I think we’re getting close to get rid of AST. Things left I see:
-
Support for strings. Actually, I think these will work now if you do registerCode and take Longs pointing to (string) region values, and convert between region and JVM strings.
-
We need a way to capture types (for str, json). We could also emit code, but I think this will be easier and these operations aren’t particularly performance sensitive. Basically, I to generate the following sort of code in Emit for types:
var _t: Type = null def t: Type = { if (_t == null) _t = Type.parse("Struct { f: Float64, ... }"); _t }
-
The same thing for the reference genome, as JSON.
-
We need to generate comparison code for types in Emit.
-
We need support for dict and set. With deforestation, I think this is easy: dicts and sets are just (sorted) array region values. We need ToSet and ToDict, which take containers and sort them. Operations ArrayMap, ArrayFilter and ArrayFold can just be ContainerMap, ContainerFilter and ContainerFold. We need to implement SetContains and DictGet. I think that’s it.
-
We need to move everything out of FunctionRegistry. Most stuff can go as-is with the existing IRFunctionRegistry support. This includes region value aggregators that haven’t been implemented yet.
-
Remaining methods on MatrixTable and Table that use AST and don’t have IR alternatives need them. In many cases, these can be simplified by pushing functionality into Python and not evaluating expressions at all.

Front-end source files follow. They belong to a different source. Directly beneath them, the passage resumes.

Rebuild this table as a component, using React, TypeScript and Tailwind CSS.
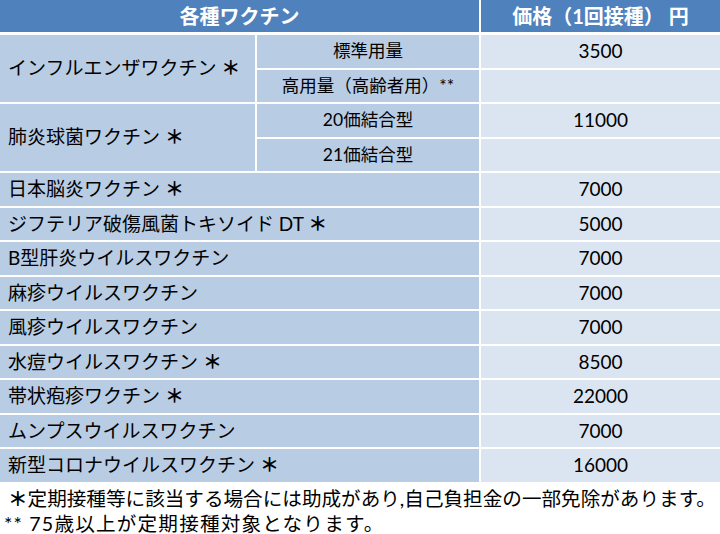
const jp = "font-['Lato','Noto_Sans_CJK_JP',sans-serif]";

interface SingleRow {
  name: string;
  price: string;
}

const singles: SingleRow[] = [
  { name: '日本脳炎ワクチン ＊', price: '7000' },
  { name: 'ジフテリア破傷風菌トキソイド DT ＊', price: '5000' },
  { name: 'B型肝炎ウイルスワクチン', price: '7000' },
  { name: '麻疹ウイルスワクチン', price: '7000' },
  { name: '風疹ウイルスワクチン', price: '7000' },
  { name: '水痘ウイルスワクチン ＊', price: '8500' },
  { name: '帯状疱疹ワクチン ＊', price: '22000' },
  { name: 'ムンプスウイルスワクチン', price: '7000' },
  { name: '新型コロナウイルスワクチン ＊', price: '16000' },
];

// the star mark is heavier than the kana around it
function Label({ text }: { text: string }) {
  const parts = text.split('＊');
  return (
    <span>
      {parts[0]}
      {parts.length > 1 && <span className="font-bold">＊</span>}
      {parts[1]}
    </span>
  );
}

function GroupRow({ name, subs, price }: { name: string; subs: string[]; price: string }) {
  return (
    <div className="flex gap-[2px]">
      <div className="flex w-[255px] items-center bg-[#b8cce4] pl-[8px] text-[19px]">
        <Label text={name} />
      </div>
      <div className="flex w-[222px] flex-col gap-[2px]">
        {subs.map((s) => (
          <div key={s} className="flex h-[32.5px] items-center justify-center bg-[#b8cce4] text-[17.5px]">
            {s}
          </div>
        ))}
      </div>
      <div className="flex flex-1 flex-col gap-[2px]">
        <div className="flex h-[32.5px] items-center justify-center bg-[#dbe5f1] text-[19px]">{price}</div>
        <div className="h-[32.5px] bg-[#dbe5f1]" />
      </div>
    </div>
  );
}

export default function App() {
  return (
    <div className={`h-[534px] w-[720px] overflow-hidden bg-white text-black ${jp}`}>
      {/* header */}
      <div className="flex h-[32px] gap-[2px] text-[20px] font-bold text-white">
        <div className="flex w-[479px] items-center justify-center bg-[#4f81bd]">各種ワクチン</div>
        <div className="flex flex-1 items-center justify-center bg-[#4f81bd]">価格（1回接種） 円</div>
      </div>

      <div className="mt-[3px] flex flex-col gap-[2px]">
        <GroupRow name="インフルエンザワクチン ＊" subs={['標準用量', '高用量（高齢者用）**']} price="3500" />
        <GroupRow name="肺炎球菌ワクチン ＊" subs={['20価結合型', '21価結合型']} price="11000" />
        {singles.map((r) => (
          <div key={r.name} className="flex h-[32.5px] gap-[2px] text-[19px]">
            <div className="flex w-[479px] items-center bg-[#b8cce4] pl-[8px]">
              <Label text={r.name} />
            </div>
            <div className="flex flex-1 items-center justify-center bg-[#dbe5f1]">{r.price}</div>
          </div>
        ))}
      </div>

      {/* notes */}
      <div className="mt-[4px] text-[19.6px] leading-[25px]">
        <p className="pl-[8px]">
          <span className="font-bold">＊</span>定期接種等に該当する場合には助成があり,自己負担金の一部免除があります。
        </p>
        <p className="pl-[4px] tracking-[1.2px]">** 75歳以上が定期接種対象となります。</p>
      </div>
    </div>
  );
}
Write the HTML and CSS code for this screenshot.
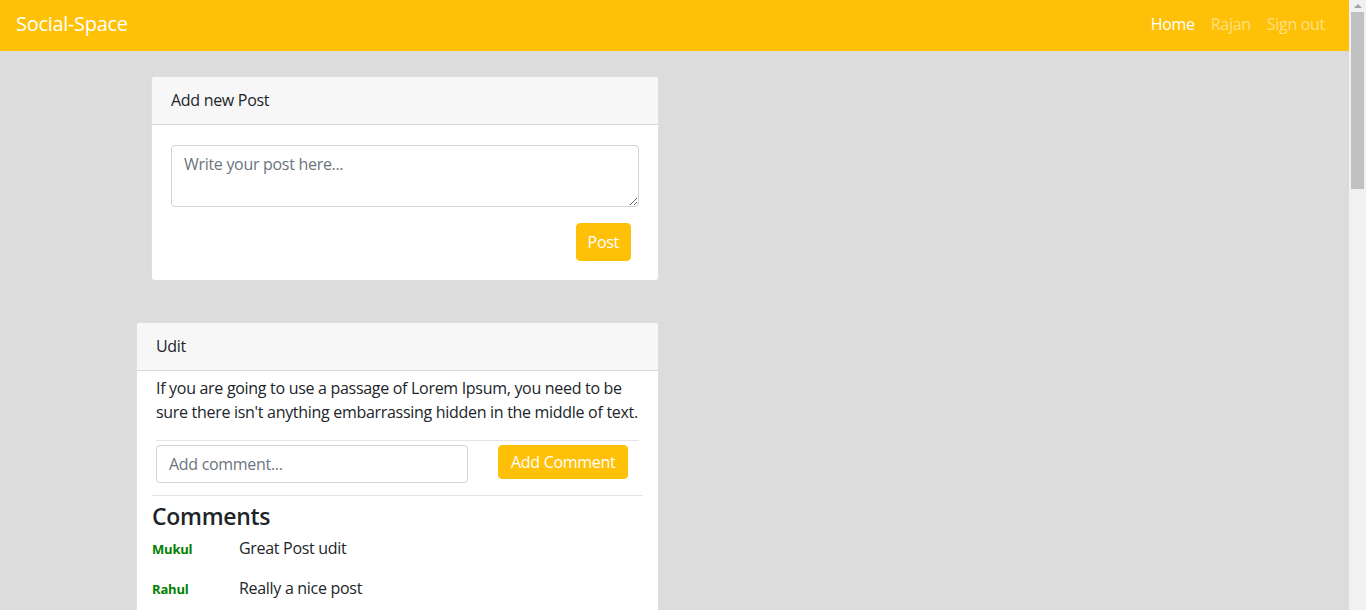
FILE: index.html
```html
<!DOCTYPE html>
<html>
<head>
<meta charset="utf-8">
<link rel="stylesheet" href="styles.css">
</head>
<body>
<div class="page">
<nav class="navbar">
  <a class="brand" href="#">Social-Space</a>
  <ul class="nav">
    <li><a class="nav-link active" href="#">Home</a></li>
    <li><a class="nav-link" href="#">Rajan</a></li>
    <li><a class="nav-link" href="#">Sign out</a></li>
  </ul>
</nav>
<main class="main">
  <section class="card card-new">
    <div class="card-header">Add new Post</div>
    <div class="card-body">
      <textarea class="textarea" placeholder="Write your post here..."></textarea>
      <div class="actions"><button class="btn btn-post">Post</button></div>
    </div>
  </section>

  <section class="card card-post">
    <div class="card-header">Udit</div>
    <div class="post-body">
      <p class="post-text">If you are going to use a passage of Lorem Ipsum, you need to be sure there isn't anything embarrassing hidden in the middle of text.</p>
      <div class="comment-form">
        <input class="input" type="text" placeholder="Add comment...">
        <button class="btn btn-comment">Add Comment</button>
      </div>
    </div>
    <div class="comments">
      <h3 class="comments-title">Comments</h3>
      <div class="comment"><span class="author">Mukul</span><span class="ctext">Great Post udit</span></div>
      <div class="comment"><span class="author">Rahul</span><span class="ctext">Really a nice post</span></div>
    </div>
  </section>
</main>
</div>
<div class="scrollbar" aria-hidden="true">
  <div class="sb-arrow"></div>
  <div class="sb-thumb"></div>
</div>
</body>
</html>
```
FILE: styles.css
```css
* { box-sizing: border-box; }
html, body { margin: 0; padding: 0; }
body {
  background: #dcdcdc;
  font-family: "Open Sans", "Liberation Sans", sans-serif;
  font-size: 16px;
  line-height: 24px;
  letter-spacing: -0.3px;
  color: #212529;
}
.page { margin-right: 17px; }

.scrollbar {
  position: fixed;
  top: 0;
  right: 0;
  width: 17px;
  height: 100vh;
  background: #f1f1f1;
  display: flex;
  flex-direction: column;
  align-items: center;
}
.sb-arrow {
  margin-top: 4px;
  width: 0;
  height: 0;
  border-left: 4px solid transparent;
  border-right: 4px solid transparent;
  border-bottom: 4px solid #a3a3a3;
}
.sb-thumb {
  margin-top: 4px;
  width: 13px;
  height: 177px;
  background: #c1c1c1;
}

.navbar {
  height: 51px;
  background: #ffc107;
  display: flex;
  align-items: center;
  justify-content: space-between;
  padding: 0 16px 3px;
}
.brand {
  color: #fff;
  font-size: 20px;
  text-decoration: none;
  line-height: 30px;
}
.nav {
  list-style: none;
  margin: 0;
  padding: 0;
  display: flex;
}
.nav-link {
  display: block;
  padding: 8px;
  color: rgba(255,255,255,0.5);
  text-decoration: none;
}
.nav-link.active { color: #fff; }

.main {
  padding: 25px 0 40px;
  min-height: 700px;
}
.card {
  background: #fff;
  border: 1px solid rgba(0,0,0,0.125);
  border-radius: 4px;
}
.card-new {
  margin-left: 151px;
  width: 508px;
}
.card-post {
  margin-left: 136px;
  width: 523px;
  margin-top: 41px;
}
.card-header {
  background: #f7f7f7;
  border-bottom: 1px solid rgba(0,0,0,0.125);
  padding: 11px 19px 12px;
  border-radius: 4px 4px 0 0;
}
.card-body { padding: 20px 19px 19px; }
.textarea {
  display: block;
  width: 100%;
  height: 62px;
  border: 1px solid #ced4da;
  border-radius: 4px;
  padding: 6px 12px;
  font: inherit;
  letter-spacing: inherit;
  color: #495057;
  resize: vertical;
}
.textarea::placeholder, .input::placeholder { color: #6c757d; }
.actions {
  display: flex;
  justify-content: flex-end;
  padding: 16px 8px 0 0;
}
.btn {
  background: #ffc107;
  border: 1px solid #ffc107;
  color: #fff;
  font: inherit;
  letter-spacing: inherit;
  border-radius: 4px;
}
.btn-post { height: 38px; padding: 0 11px; }

.post-body { padding: 5px 19px 0; }
.post-text {
  margin: 0;
  padding-bottom: 16px;
  border-bottom: 1px solid rgba(0,0,0,0.1);
}
.comment-form {
  display: flex;
  align-items: flex-start;
  gap: 30px;
  padding: 4px 0 12px;
}
.input {
  width: 312px;
  height: 38px;
  border: 1px solid #ced4da;
  border-radius: 4px;
  padding: 6px 12px;
  font: inherit;
  letter-spacing: inherit;
}
.btn-comment { height: 34px; padding: 0 12px; font-size: 16px; }
.comments {
  margin: 0 15px;
  border-top: 1px solid rgba(0,0,0,0.1);
  padding: 4px 0 40px;
}
.comments-title {
  margin: 0 0 4px;
  font-size: 23px;
  font-weight: 600;
  line-height: 32px;
}
.comment {
  display: flex;
  align-items: baseline;
  height: 40px;
}
.author {
  width: 87px;
  color: #008000;
  font-weight: 700;
  font-size: 13px;
  letter-spacing: -0.2px;
}
.ctext { font-size: 16px; }
```
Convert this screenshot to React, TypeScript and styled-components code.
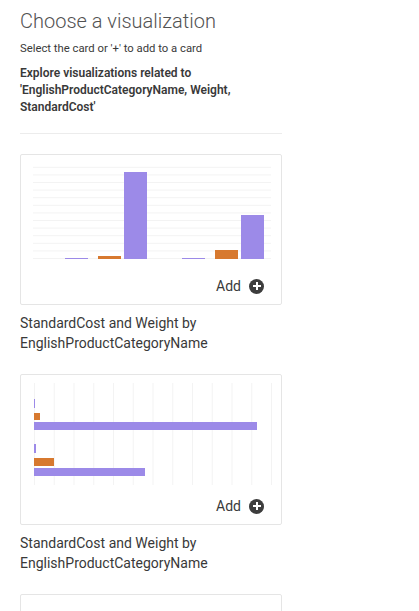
import styled, { createGlobalStyle } from "styled-components";

const GlobalStyle = createGlobalStyle`
  html, body {
    margin: 0;
    padding: 0;
    background: #ffffff;
  }
  body {
    font-family: Roboto, "Liberation Sans", sans-serif;
    color: #393939;
  }
`;

const Panel = styled.div`
  width: 282px;
  padding: 8px 0 0 20px;
  height: 611px;
  overflow: hidden;
  box-sizing: border-box;
`;
const Title = styled.h1`
  margin: 0;
  font-size: 20px;
  line-height: 26px;
  font-weight: 300;
  color: #525252;
`;
const Hint = styled.p`
  margin: 8px 0 0;
  font-size: 11.3px;
  line-height: 14px;
`;
const Related = styled.p`
  margin: 9px 0 0;
  font-size: 12px;
  line-height: 17px;
  font-weight: 600;
`;
const Divider = styled.hr`
  margin: 17px 0 20px;
  border: none;
  border-top: 1px solid #ececec;
`;
const Suggestion = styled.div`
  margin-bottom: 21px;
`;
const Card = styled.div`
  border: 1px solid #e5e5e5;
  border-radius: 2px;
  height: 151px;
  box-sizing: border-box;
  display: flex;
  flex-direction: column;
  cursor: pointer;
`;
const Chart = styled.svg`
  display: block;
  flex: none;
`;
const AddRow = styled.div`
  display: flex;
  justify-content: flex-end;
  align-items: center;
  gap: 8px;
  margin-top: auto;
  padding: 0 17px 10px 0;
  font-size: 14px;
  color: #393939;
`;
const PlusIcon = styled.span`
  width: 15px;
  height: 15px;
  border-radius: 50%;
  background: #3d3d3d;
  position: relative;
  &::before,
  &::after {
    content: "";
    position: absolute;
    background: #fff;
    left: 50%;
    top: 50%;
    transform: translate(-50%, -50%);
  }
  &::before {
    width: 8px;
    height: 2px;
  }
  &::after {
    width: 2px;
    height: 8px;
  }
`;
const Caption = styled.div`
  margin-top: 8px;
  font-size: 14px;
  line-height: 20px;
`;

const PURPLE = "#9c8ae8";
const ORANGE = "#d7792f";

function ColumnChart() {
  const lines = Array.from({ length: 13 }, (_, i) => 103.5 - i * 7.6);
  const bars = [
    { x: 44, h: 1, c: PURPLE },
    { x: 77, h: 3, c: ORANGE },
    { x: 103, h: 87, c: PURPLE },
    { x: 161, h: 1, c: PURPLE },
    { x: 194, h: 9, c: ORANGE },
    { x: 220, h: 44, c: PURPLE },
  ];
  return (
    <Chart viewBox="0 0 260 114" width="260" height="114">
      {lines.map((y) => (
        <line key={y} x1="12" x2="250" y1={y} y2={y} stroke="#f3f3f3" strokeWidth="1" />
      ))}
      {bars.map((b) => (
        <rect key={b.x} x={b.x} y={104 - b.h} width="23" height={b.h} fill={b.c} />
      ))}
    </Chart>
  );
}

function BarChart() {
  const lines = Array.from({ length: 13 }, (_, i) => 13.5 + i * 19.75);
  const bars = [
    { y: 24, h: 9, w: 1, c: PURPLE },
    { y: 38, h: 7, w: 6, c: ORANGE },
    { y: 47, h: 8, w: 223, c: PURPLE },
    { y: 69, h: 9, w: 2, c: PURPLE },
    { y: 83, h: 8, w: 20, c: ORANGE },
    { y: 93, h: 8, w: 111, c: PURPLE },
  ];
  return (
    <Chart viewBox="0 0 260 114" width="260" height="114">
      {lines.map((x) => (
        <line key={x} x1={x} x2={x} y1="8" y2="110" stroke="#f3f3f3" strokeWidth="1" />
      ))}
      {bars.map((b) => (
        <rect key={b.y} x="13" y={b.y} width={b.w} height={b.h} fill={b.c} />
      ))}
    </Chart>
  );
}

const suggestions = [
  { id: "column", chart: <ColumnChart /> },
  { id: "bar", chart: <BarChart /> },
  { id: "next", chart: null },
];

export default function App() {
  return (
    <>
      <GlobalStyle />
      <Panel>
        <Title>Choose a visualization</Title>
        <Hint>Select the card or '+' to add to a card</Hint>
        <Related>
          Explore visualizations related to 'EnglishProductCategoryName, Weight, StandardCost'
        </Related>
        <Divider />
        {suggestions.map((s) => (
          <Suggestion key={s.id}>
            <Card>
              {s.chart}
              {s.chart && (
                <AddRow>
                  Add <PlusIcon />
                </AddRow>
              )}
            </Card>
            {s.chart && <Caption>StandardCost and Weight by EnglishProductCategoryName</Caption>}
          </Suggestion>
        ))}
      </Panel>
    </>
  );
}
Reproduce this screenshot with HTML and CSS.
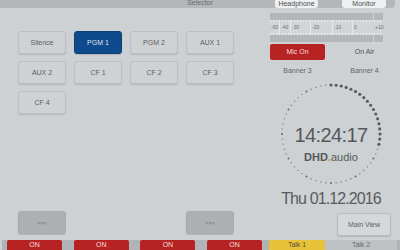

These include:
annotateColsTableselectColsqueryEntries, queryGlobal, queryCols, queryRowsmaximalIndependentSetthe regression methodsfilterEntriesannotateGlobals variantsTable.aggregate- MatrixTable.aggregateRowsByKey
- ExportPlink (wip @jigold)
- MatrixTable.groupColsBy
MatrixTable.makeKT- ibd maf
- FilterAlleles
- Table.aggregate (aggregate is overloaded, this is the group_by variant)
- ExportGen (uses queryVA)
Finally, we need a way to build the IR from Python without going through the Parser/AST. I’ve already started that.